(Extracted records):

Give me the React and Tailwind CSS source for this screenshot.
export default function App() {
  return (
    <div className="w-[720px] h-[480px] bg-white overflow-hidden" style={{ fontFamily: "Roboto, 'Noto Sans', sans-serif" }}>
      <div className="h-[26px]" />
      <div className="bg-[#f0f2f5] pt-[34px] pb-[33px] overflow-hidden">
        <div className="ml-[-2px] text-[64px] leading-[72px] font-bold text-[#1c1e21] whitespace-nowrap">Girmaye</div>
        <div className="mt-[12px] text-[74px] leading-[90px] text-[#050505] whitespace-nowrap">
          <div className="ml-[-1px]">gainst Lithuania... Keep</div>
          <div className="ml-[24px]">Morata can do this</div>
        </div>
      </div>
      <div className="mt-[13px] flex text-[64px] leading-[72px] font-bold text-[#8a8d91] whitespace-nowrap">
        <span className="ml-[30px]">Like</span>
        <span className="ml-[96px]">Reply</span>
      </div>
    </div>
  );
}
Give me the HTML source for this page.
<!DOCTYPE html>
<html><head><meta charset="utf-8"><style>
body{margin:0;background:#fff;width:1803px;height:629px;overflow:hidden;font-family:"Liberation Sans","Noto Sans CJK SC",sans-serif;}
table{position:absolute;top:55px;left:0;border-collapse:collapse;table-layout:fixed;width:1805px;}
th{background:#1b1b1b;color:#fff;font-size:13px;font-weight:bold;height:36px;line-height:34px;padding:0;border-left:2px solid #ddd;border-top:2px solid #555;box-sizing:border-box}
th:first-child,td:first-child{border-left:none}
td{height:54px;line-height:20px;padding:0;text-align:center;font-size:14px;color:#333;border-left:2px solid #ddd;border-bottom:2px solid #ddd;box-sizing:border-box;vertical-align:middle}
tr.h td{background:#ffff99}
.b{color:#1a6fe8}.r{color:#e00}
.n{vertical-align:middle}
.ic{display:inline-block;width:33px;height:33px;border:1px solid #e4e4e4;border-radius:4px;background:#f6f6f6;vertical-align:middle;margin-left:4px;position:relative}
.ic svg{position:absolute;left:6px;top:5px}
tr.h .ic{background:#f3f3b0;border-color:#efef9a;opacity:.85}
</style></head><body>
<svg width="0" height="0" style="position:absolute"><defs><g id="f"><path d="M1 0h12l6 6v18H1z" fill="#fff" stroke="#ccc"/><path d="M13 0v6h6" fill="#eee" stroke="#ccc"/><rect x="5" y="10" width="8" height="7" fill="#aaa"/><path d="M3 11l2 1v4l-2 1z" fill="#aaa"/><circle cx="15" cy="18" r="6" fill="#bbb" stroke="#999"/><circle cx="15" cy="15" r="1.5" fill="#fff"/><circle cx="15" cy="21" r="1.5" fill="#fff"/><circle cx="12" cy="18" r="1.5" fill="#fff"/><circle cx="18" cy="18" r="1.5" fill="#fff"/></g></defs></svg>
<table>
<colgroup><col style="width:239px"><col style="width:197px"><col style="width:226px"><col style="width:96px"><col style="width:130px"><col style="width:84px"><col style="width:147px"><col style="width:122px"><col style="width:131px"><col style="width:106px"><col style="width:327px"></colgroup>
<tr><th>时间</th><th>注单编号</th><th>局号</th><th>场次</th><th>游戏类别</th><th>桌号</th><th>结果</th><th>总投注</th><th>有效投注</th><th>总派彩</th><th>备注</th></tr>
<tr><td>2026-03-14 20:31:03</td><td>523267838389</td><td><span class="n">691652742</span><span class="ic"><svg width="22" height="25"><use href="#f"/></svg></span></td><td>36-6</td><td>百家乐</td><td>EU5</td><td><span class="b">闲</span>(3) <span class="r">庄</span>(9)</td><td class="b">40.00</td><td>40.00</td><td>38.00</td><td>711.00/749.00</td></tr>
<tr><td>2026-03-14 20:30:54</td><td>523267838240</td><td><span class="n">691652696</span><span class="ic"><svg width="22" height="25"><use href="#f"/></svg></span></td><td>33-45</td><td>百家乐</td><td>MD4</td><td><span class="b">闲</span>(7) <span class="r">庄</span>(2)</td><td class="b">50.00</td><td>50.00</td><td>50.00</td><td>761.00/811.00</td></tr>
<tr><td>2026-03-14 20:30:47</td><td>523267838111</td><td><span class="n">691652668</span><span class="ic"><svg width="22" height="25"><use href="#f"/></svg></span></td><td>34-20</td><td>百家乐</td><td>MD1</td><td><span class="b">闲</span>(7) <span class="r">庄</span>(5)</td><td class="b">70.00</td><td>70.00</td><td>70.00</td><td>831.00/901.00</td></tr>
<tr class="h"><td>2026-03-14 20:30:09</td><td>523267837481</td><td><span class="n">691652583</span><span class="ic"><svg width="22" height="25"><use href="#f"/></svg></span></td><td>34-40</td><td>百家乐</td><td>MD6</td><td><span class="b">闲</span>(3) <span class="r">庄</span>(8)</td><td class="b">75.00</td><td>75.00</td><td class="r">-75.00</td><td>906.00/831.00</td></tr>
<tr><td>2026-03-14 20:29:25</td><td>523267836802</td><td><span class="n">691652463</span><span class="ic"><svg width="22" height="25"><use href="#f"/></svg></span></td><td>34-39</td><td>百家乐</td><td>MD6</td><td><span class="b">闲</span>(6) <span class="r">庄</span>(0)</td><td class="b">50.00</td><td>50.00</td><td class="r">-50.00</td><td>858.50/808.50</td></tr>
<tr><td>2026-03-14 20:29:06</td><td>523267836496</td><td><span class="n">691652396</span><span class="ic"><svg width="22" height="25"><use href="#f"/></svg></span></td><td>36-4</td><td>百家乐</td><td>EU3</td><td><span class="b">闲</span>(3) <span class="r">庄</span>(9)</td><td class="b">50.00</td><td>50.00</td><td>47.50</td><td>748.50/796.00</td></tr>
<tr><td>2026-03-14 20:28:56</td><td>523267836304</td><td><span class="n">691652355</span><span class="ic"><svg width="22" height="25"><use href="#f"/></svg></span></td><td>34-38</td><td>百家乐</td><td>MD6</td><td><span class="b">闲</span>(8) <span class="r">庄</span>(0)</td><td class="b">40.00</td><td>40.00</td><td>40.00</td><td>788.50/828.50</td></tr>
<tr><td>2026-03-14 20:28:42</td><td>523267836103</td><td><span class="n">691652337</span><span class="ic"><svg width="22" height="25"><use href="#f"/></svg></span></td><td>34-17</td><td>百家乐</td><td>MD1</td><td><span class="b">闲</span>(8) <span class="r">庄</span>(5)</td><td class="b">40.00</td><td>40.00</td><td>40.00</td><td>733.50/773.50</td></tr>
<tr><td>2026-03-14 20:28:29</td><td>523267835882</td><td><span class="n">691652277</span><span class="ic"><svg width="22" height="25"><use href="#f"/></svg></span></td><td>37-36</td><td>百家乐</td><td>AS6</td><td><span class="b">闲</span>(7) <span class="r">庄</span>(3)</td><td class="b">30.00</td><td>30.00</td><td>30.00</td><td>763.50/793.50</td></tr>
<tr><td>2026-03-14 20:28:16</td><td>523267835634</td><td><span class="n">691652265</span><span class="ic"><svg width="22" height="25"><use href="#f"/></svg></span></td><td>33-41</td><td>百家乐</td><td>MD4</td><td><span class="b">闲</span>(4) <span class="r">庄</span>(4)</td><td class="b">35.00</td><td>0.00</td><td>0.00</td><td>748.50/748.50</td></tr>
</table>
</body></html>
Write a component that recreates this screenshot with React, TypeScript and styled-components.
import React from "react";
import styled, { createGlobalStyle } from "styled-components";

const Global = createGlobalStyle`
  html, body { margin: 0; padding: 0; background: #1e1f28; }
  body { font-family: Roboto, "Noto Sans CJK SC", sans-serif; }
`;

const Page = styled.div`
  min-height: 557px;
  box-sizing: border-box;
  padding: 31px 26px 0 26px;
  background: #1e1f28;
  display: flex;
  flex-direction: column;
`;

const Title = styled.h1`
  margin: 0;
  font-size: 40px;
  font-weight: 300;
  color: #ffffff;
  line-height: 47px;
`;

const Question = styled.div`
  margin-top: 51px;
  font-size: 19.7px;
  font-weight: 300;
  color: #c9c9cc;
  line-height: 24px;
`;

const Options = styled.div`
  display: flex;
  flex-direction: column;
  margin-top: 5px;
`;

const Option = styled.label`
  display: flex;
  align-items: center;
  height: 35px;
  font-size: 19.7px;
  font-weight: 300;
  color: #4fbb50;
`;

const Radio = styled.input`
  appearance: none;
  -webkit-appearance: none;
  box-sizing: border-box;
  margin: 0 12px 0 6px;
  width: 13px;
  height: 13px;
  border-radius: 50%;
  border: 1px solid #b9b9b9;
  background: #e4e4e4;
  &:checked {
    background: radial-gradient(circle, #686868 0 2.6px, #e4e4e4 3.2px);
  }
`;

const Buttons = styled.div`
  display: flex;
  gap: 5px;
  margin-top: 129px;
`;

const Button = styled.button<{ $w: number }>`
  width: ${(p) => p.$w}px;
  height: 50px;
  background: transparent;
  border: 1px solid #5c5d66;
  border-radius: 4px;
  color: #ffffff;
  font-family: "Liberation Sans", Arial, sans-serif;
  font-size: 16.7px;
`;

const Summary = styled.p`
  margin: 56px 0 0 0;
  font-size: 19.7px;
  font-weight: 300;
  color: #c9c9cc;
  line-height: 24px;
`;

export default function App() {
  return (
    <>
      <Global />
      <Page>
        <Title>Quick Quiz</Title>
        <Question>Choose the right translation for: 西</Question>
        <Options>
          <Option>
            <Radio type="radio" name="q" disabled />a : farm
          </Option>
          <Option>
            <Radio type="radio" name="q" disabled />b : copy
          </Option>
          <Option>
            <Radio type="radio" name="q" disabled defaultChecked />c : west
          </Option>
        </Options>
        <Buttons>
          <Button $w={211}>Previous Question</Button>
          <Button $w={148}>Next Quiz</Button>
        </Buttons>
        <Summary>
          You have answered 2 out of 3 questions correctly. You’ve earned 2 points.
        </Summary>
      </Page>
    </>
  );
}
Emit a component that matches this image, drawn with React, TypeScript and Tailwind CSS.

(The problem):
Select from the material above each line in which the string "Tailwind" appears, and list those lines.

(Worked solution):
Give me the React and Tailwind CSS source for this screenshot.
Emit a component that matches this image, drawn with React, TypeScript and Tailwind CSS.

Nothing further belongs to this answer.